解析部分文档

如果仅仅因为想要查找文档中的<a>标签而将整片文档进行解析,实在是浪费内存和时间.最快的方法是从一开始就把<a>标签以外的东西都忽略掉. SoupStrainer 类可以定义文档的某段内容,这样搜索文档时就不必先解析整篇文档,只会解析在 SoupStrainer 中定义过的文档. 创建一个 SoupStrainer 对象并作为 parse_only 参数给 BeautifulSoup 的构造方法即可.

SoupStrainer

SoupStrainer 类接受与典型搜索方法相同的参数:name , attrs , recursive , text , **kwargs 。下面举例说明三种 SoupStrainer 对象:

from bs4 import SoupStrainer

only_a_tags = SoupStrainer("a")

only_tags_with_id_link2 = SoupStrainer(id="link2")

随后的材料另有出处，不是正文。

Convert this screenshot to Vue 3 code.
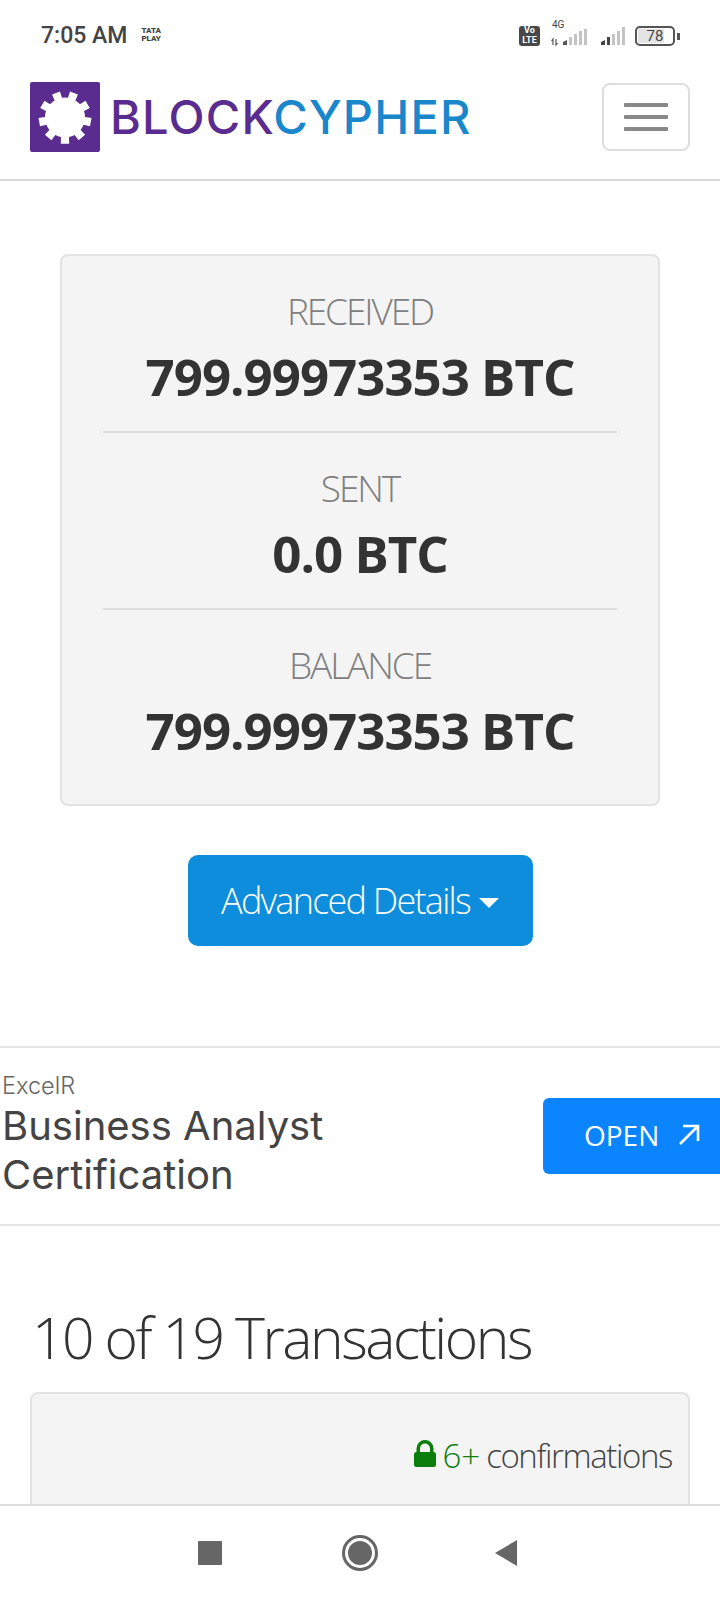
<template>
  <div class="screen">
    <div class="status-bar">
      <span class="clock">7:05 AM</span>
      <span class="carrier">TATA<br>PLAY</span>
      <div class="status-icons">
        <span class="volte">Vo<br>LTE</span>
        <div class="net">
          <span class="net-label">4G</span>
          <svg width="40" height="18" viewBox="0 0 40 18">
            <path d="M2 17v-6l-1.500 2M5 11v6l1.500-2" fill="none" stroke="#555" stroke-width="1.200"/>
            <path d="M12 17v-3l4-2v5z" fill="#555"/>
            <g fill="#c4c4c4"><rect x="18" y="9" width="3" height="8"/><rect x="23" y="6" width="3" height="11"/><rect x="28" y="3" width="3" height="14"/><rect x="33" y="1" width="3" height="16"/></g>
          </svg>
        </div>
        <svg class="signal" width="28" height="20" viewBox="0 0 28 20">
          <path d="M1 19v-3l4-2v5z" fill="#444"/><rect x="7" y="11" width="3" height="8" fill="#444"/>
          <g fill="#c4c4c4"><rect x="12" y="8" width="3" height="11"/><rect x="17" y="5" width="3" height="14"/><rect x="22" y="1" width="3" height="18"/></g>
        </svg>
        <div class="battery">
          <div class="battery-body"><span class="battery-fill"></span><span class="battery-num">78</span></div>
          <span class="battery-tip"></span>
        </div>
      </div>
    </div>

    <header class="navbar">
      <div class="brand">
        <svg class="brand-mark" width="70" height="70" viewBox="0 0 70 70">
          <rect width="70" height="70" rx="2" fill="#5b2c8f"/>
          <path :d="gearPath" fill="#fff"/>
        </svg>
        <span class="brand-text"><span class="block">BLOCK</span><span class="cypher">CYPHER</span></span>
      </div>
      <button class="menu-btn"><span></span><span></span><span></span></button>
    </header>

    <main class="content">
      <section class="summary">
        <div v-for="(item, i) in totals" :key="item.label" class="stat" :class="{ ruled: i > 0 }">
          <div class="stat-label">{{ item.label }}</div>
          <div class="stat-value">{{ item.value }}</div>
        </div>
      </section>

      <div class="details-wrap">
        <button class="details-btn">Advanced Details <i class="caret"></i></button>
      </div>

      <aside class="ad">
        <div class="ad-text">
          <div class="ad-brand">ExcelR</div>
          <div class="ad-title">Business Analyst<br>Certification</div>
        </div>
        <button class="open-btn">
          OPEN
          <svg width="24" height="24" viewBox="0 0 24 24" fill="none" stroke="#fff" stroke-width="2.600"><path d="M3 21 21 3M6 3h15v15"/></svg>
        </button>
      </aside>

      <h2 class="tx-heading">10 of 19 Transactions</h2>
      <div class="tx-card">
        <div class="confirm">
          <svg class="lock" width="22" height="27" viewBox="0 0 22 27" fill="#0a7d0a">
            <path d="M2.500 14V8.500a8.500 8.500 0 0 1 17 0V14h-3.500V8.500a5 5 0 0 0-10 0V14z"/>
            <rect x="0" y="12" width="22" height="15" rx="2.500"/>
          </svg>
          <span class="confirm-count">6+</span>
          <span>confirmations</span>
        </div>
      </div>
    </main>

    <footer class="softkeys">
      <span class="key-square"></span>
      <span class="key-home"><i></i></span>
      <svg width="24" height="28" viewBox="0 0 24 28"><path d="M23 1v26L1 14z" fill="#666"/></svg>
    </footer>
  </div>
</template>

<script setup>
const totals = [
  { label: 'RECEIVED', value: '799.99973353 BTC' },
  { label: 'SENT', value: '0.0 BTC' },
  { label: 'BALANCE', value: '799.99973353 BTC' },
]

// gear outline for the logo: 9 teeth, one pointing straight down
const teeth = 9
const polar = (r, a) => `${(35 + r * Math.cos(a)).toFixed(1)} ${(35.5 + r * Math.sin(a)).toFixed(1)}`
const gearPath = Array.from({ length: teeth }, (_, i) => {
  const a = (i / teeth) * Math.PI * 2 + Math.PI / 2
  const next = a + (Math.PI * 2) / teeth
  return `L${polar(20, a - 0.2)}L${polar(26.5, a - 0.16)}L${polar(26.5, a + 0.16)}L${polar(20, a + 0.2)}A20 20 0 0 1 ${polar(20, next - 0.2)}`
}).join('').replace('L', 'M') + 'Z'
</script>

<style>
html, body { margin: 0; background: #fff; }
</style>

<style scoped>
.screen { width: 720px; height: 1600px; display: flex; flex-direction: column; overflow: hidden; background: #fff; font-family: "Open Sans", "Liberation Sans", sans-serif; color: #333; }

.status-bar { height: 70px; flex-shrink: 0; display: flex; align-items: center; padding: 0 42px 0 41px; box-sizing: border-box; font-family: Roboto, "Liberation Sans", sans-serif; }
.clock { font-size: 23px; font-weight: 500; color: #444; }
.carrier { margin-left: 14px; font-size: 8px; line-height: 8px; font-weight: 900; color: #444; }
.status-icons { margin-left: auto; margin-right: -2px; display: flex; align-items: flex-end; gap: 9px; padding-top: 2px; }
.volte { width: 21px; height: 20px; margin-right: 2px; border-radius: 3px; background: #484848; color: #fff; font-size: 9px; line-height: 9.500px; font-weight: 700; text-align: center; }
.net { position: relative; width: 40px; height: 20px; }
.net svg { display: block; position: absolute; left: 0; bottom: 0; }
.net-label { position: absolute; left: 1px; top: -7px; font-size: 10px; color: #444; }
.signal { margin-right: -2px; }
.battery { display: flex; align-items: center; gap: 2px; }
.battery-body { position: relative; width: 40px; height: 20px; box-sizing: border-box; border: 2px solid #555; border-radius: 5px; overflow: hidden; }
.battery-fill { position: absolute; left: 1px; top: 1px; bottom: 1px; width: 72%; background: #e4e4e4; }
.battery-num { position: relative; display: block; text-align: center; font-size: 15px; line-height: 16px; color: #444; }
.battery-tip { width: 3px; height: 7px; background: #555; }

.navbar { height: 111px; flex-shrink: 0; box-sizing: border-box; padding: 12px 30px 0; border-bottom: 2px solid #d8d8d8; display: flex; justify-content: space-between; align-items: flex-start; }
.brand { display: flex; align-items: center; gap: 10px; }
.brand-mark { display: block; }
.brand-text { font-family: Inter, "Open Sans", sans-serif; font-size: 47px; font-weight: 500; line-height: 70px; letter-spacing: 1.200px; }
.block { color: #5b2c8f; }
.cypher { color: #1a87cb; }
.menu-btn { width: 88px; height: 68px; margin-top: 1px; padding: 0; background: #fff; border: 2px solid #ddd; border-radius: 8px; display: flex; flex-direction: column; align-items: center; justify-content: center; gap: 8px; }
.menu-btn span { width: 44px; height: 4px; background: #888; border-radius: 1px; }

.content { flex: 1; min-height: 0; overflow: hidden; display: flex; flex-direction: column; }

.summary { margin: 73px 60px 0; background: #f4f4f4; border: 2px solid #e3e3e3; border-radius: 8px; padding: 19px 41px 0; box-sizing: border-box; height: 552px; flex-shrink: 0; }
.stat { text-align: center; height: 156px; }
.stat.ruled { border-top: 2px solid #ddd; padding-top: 19px; height: 177px; box-sizing: border-box; }
.stat-label { font-size: 37px; font-weight: 300; line-height: 72px; color: #808080; letter-spacing: -2.100px; }
.stat-value { font-size: 51px; font-weight: 700; line-height: 58px; color: #333; letter-spacing: -1px; }

.details-wrap { display: flex; justify-content: center; margin-top: 49px; }
.details-btn { width: 345px; height: 91px; background: #0d8ddb; color: #fff; border: none; border-radius: 10px; font-family: inherit; font-size: 36px; font-weight: 300; letter-spacing: -1.750px; display: flex; align-items: center; justify-content: center; gap: 9px; }
.caret { width: 0; height: 0; border-left: 10px solid transparent; border-right: 10px solid transparent; border-top: 10px solid #fff; margin-top: 4px; }

.ad { margin-top: 100px; height: 180px; flex-shrink: 0; box-sizing: border-box; border-top: 2px solid #e6e6e6; border-bottom: 2px solid #e6e6e6; display: flex; align-items: center; justify-content: space-between; font-family: Inter, Roboto, sans-serif; color: #444; }
.ad-text { padding: 0 0 3px 2px; }
.ad-brand { font-size: 23.500px; line-height: 30px; color: #666; font-weight: 300; }
.ad-title { font-size: 40px; line-height: 49px; font-weight: 400; }
.open-btn { width: 177px; height: 76px; padding: 0 0 3px 41px; background: #0a84ff; color: #fff; border: none; border-radius: 6px 0 0 6px; font-family: "Open Sans", sans-serif; font-size: 28px; font-weight: 400; display: flex; align-items: center; gap: 18px; }

.tx-heading { margin: 69px 0 0 32px; font-size: 57px; font-weight: 300; line-height: 84px; color: #333; letter-spacing: -2.450px; }
.tx-card { margin: 13px 30px 0; flex: 1; background: #f4f4f4; border: 2px solid #e3e3e3; border-bottom: none; border-radius: 8px 8px 0 0; padding: 44px 16px 0; }
.confirm { display: flex; justify-content: flex-end; align-items: center; gap: 6px; font-size: 33px; font-weight: 300; line-height: 36px; letter-spacing: -1.400px; color: #444; }
.lock { margin-top: -6px; }
.confirm-count { color: #0a7d0a; letter-spacing: 0; }

.softkeys { height: 96px; flex-shrink: 0; box-sizing: border-box; border-top: 2px solid #ddd; padding-right: 4px; display: flex; align-items: center; justify-content: center; gap: 118px; }
.key-square { width: 24px; height: 24px; background: #666; border-radius: 1px; }
.key-home { width: 36px; height: 36px; margin: 0 -2px 0 2px; box-sizing: border-box; border: 3px solid #666; border-radius: 50%; display: flex; align-items: center; justify-content: center; }
.key-home i { width: 24px; height: 24px; border-radius: 50%; background: #666; }
</style>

def is_short_string(string):
    return len(string) < 10

only_short_strings = SoupStrainer(text=is_short_string)

再拿“爱丽丝”文档来举例,来看看使用三种 SoupStrainer 对象做参数会有什么不同:

html_doc = """
<html><head><title>The Dormouse's story</title></head>

<p class="title"><b>The Dormouse's story</b></p>

<p class="story">Once upon a time there were three little sisters; and their names were
<a href="http://example.com/elsie" class="sister" id="link1">Elsie</a>,
<a href="http://example.com/lacie" class="sister" id="link2">Lacie</a> and
<a href="http://example.com/tillie" class="sister" id="link3">Tillie</a>;
and they lived at the bottom of a well.</p>

<p class="story">...</p>
"""

print(BeautifulSoup(html_doc, "html.parser", parse_only=only_a_tags).prettify())
# <a class="sister" href="http://example.com/elsie" id="link1">
#  Elsie
# </a>
# <a class="sister" href="http://example.com/lacie" id="link2">
#  Lacie
# </a>
# <a class="sister" href="http://example.com/tillie" id="link3">
#  Tillie
# </a>

print(BeautifulSoup(html_doc, "html.parser", parse_only=only_tags_with_id_link2).prettify())
# <a class="sister" href="http://example.com/lacie" id="link2">
#  Lacie
# </a>

print(BeautifulSoup(html_doc, "html.parser", parse_only=only_short_strings).prettify())
# Elsie
# ,
# Lacie
# and
# Tillie
# ...
#

还可以将 SoupStrainer 作为参数传入 搜索文档树 中提到的方法.这可能不是个常用用法,所以还是提一下:

soup = BeautifulSoup(html_doc)
soup.find_all(only_short_strings)
# [u'\n\n', u'\n\n', u'Elsie', u',\n', u'Lacie', u' and\n', u'Tillie',
#  u'\n\n', u'...', u'\n']
"